''Karnataka must embrace Unesco tag with pride.''
The State government is being obstructionist and unreasonable by opposing Unesco’s according of heritage status to ten sites in the Western Ghats in Karnataka. The sites include wildlife sanctuaries, reserve forests and a national park. Thirty-nine sites in four states through which the Western Ghats run have been chosen for the honour but Karnataka alone wants to reject it. The Karnataka government’s contention is that if such status is accorded then the government will lose control over the forests. Minister for forests C H Vijayashankar says that the government would not be able to initiate development projects in these areas without Unesco’s permission.
Not only is heritage status a hindrance to development but also it brings no benefits -- Unesco gives no funds, he complains. The Karnataka government, he says is fully capable of protecting the Western Ghats’ rich flora and fauna. It does not need Unesco’s heritage status to draw tourists. The holes in the forest minister’s arguments will be evident to anyone who has visited historical monuments and scenic sites in Karnataka. These are in a filthy state, with many doubling up as public toilets. Garishly painted gopurams, ugly theme parks in places of serenity and solitude, hotels in the wilderness – these are the government’s efforts to draw tourists. As for ‘development’ projects, dams, power plants and mining are stripping the Western Ghats of trees and its rich bio-diversity. If this is the development that the minister is so keen to pursue, the Western Ghats and the people who live here are better off without it.

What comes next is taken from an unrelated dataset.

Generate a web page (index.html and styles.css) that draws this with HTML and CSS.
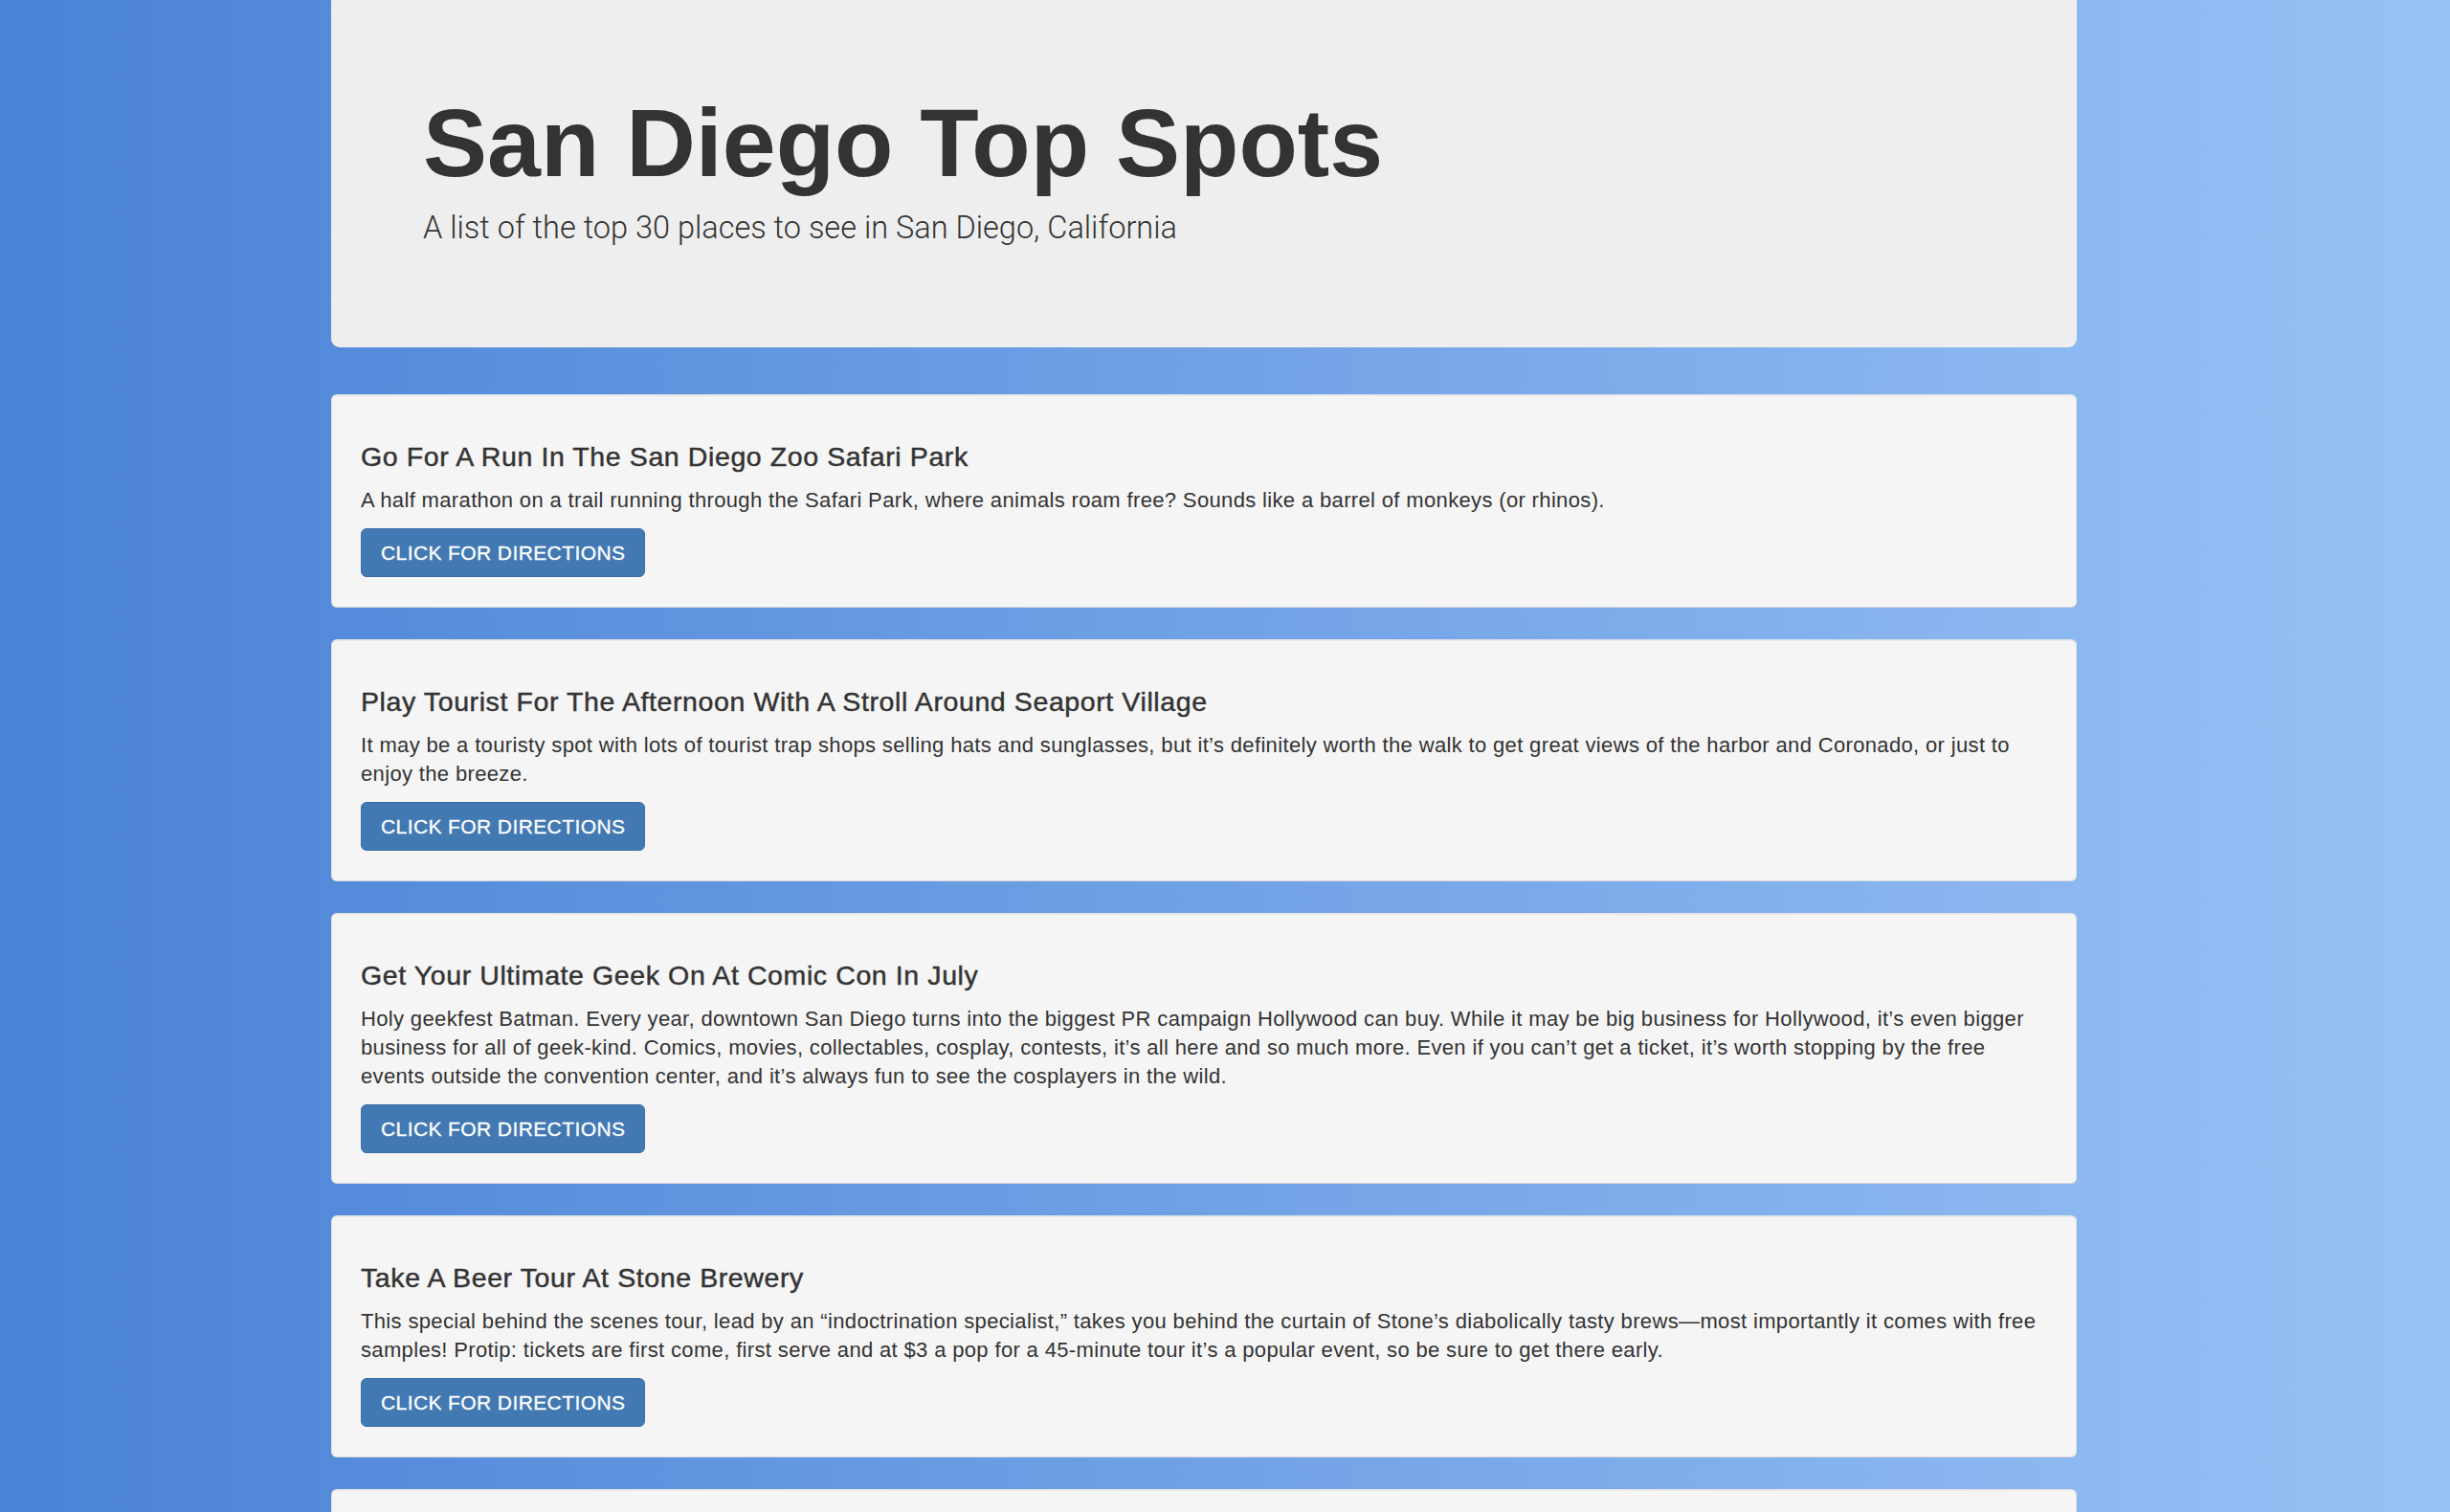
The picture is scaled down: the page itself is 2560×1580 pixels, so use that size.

Over a decade ago, the government locked horns with Unesco over the construction of bridges across the Tungabhadra near Hampi’s temples. Unesco threatened to withdraw heritage status to Hampi, forcing the government to backdown. That this experience will repeat itself with regard to the Western Ghats is perhaps behind the government’s position now. But it must bear in mind that Unesco’s strong stand on the bridges helped preserve Hampi.
To our ministers, the Western Ghats’ value lies in its mineral wealth and timber. Sadly, they fail to comprehend that the real wealth of these forests is in their biodiversity. Similarly, what Unesco’s heritage status means has clearly missed our ministers, who seem capable of a cost-benefit analysis only in monetary terms. Unesco’s heritage status to the Western Ghats is recognition of its incalculable value to human civilisation and well-being. Karnataka must embrace it with pride.